The “6 hours charge = 8 hours light” claim common in product marketing implies an efficiency ratio of 1.33× — the system stores and releases more energy than the stated solar input. This is thermodynamically impossible at 100% efficiency. The actual ratio assumes summer peak irradiance conditions and typically ignores charge controller losses (5–15%), wire losses, and LED driver efficiency. Buyers testing in autumn or at northern latitudes will find the claim fails. Specify the charge time and light duration claim with the geographic latitude and calendar month of the test condition.
IP65 vs. IP67 wire assemblies
IP65 certifies protection against water jets from any direction (6.3mm nozzle, 12.5 L/min, 3m distance, 3 minutes). IP67 certifies immersion to 1 metre for 30 minutes. For string lights mounted outdoors at height, IP65 is sufficient — they are exposed to rain and hosing but not submersion. Specifying IP67 for the wire harness adds manufacturing cost without meaningful field performance improvement.
The practical challenge in string light IP ratings is the connectors between bulb sockets and the main wire. Bulb sockets are typically sealed with silicone gaskets compressed by the bulb base thread. The seal is effective when new but degrades in 18–24 months of UV exposure — silicone compounds containing UV stabilisers (HALS compounds) extend this to 3–4 seasons. Specify UV-stabilised silicone gaskets and request material data sheet confirmation.

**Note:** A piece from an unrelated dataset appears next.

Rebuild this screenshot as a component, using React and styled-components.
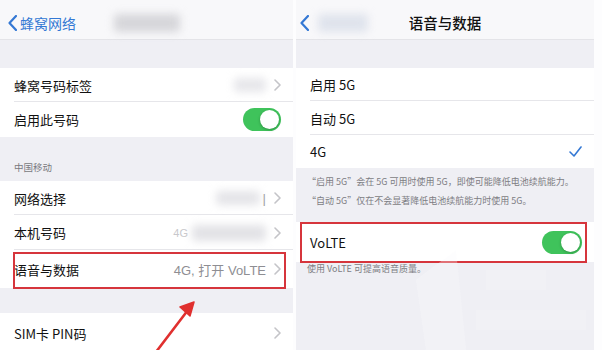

Wire compound selection determines long-term outdoor durability. Standard PVC wire (common on low-cost units) becomes brittle in UV exposure over 2–3 years outdoors, developing surface cracking that allows water infiltration along the wire axis — a failure mode that bypasses any IP rating on the connector. PE (polyethylene) compound with UV stabiliser package maintains flexibility for 5–7 years outdoors. The wire cost difference is $0.08–0.15/m; on a 20m string, this adds $1.60–3.00 to BOM cost.
CE marking scope for solar string lights covers the Low Voltage Directive (LVD, even though the operating voltage is <50V AC, the charging circuit interfaces with mains), EMC Directive (switching LED driver emissions), and RoHS. Request a Declaration of Conformity with specific standard references (EN 55015 for LED driver emissions, EN 61347 for lamp control gear) and a test report from a CNAS- or ILAC-accredited laboratory. Factory self-declarations without supporting test reports are not adequate for EU retail compliance.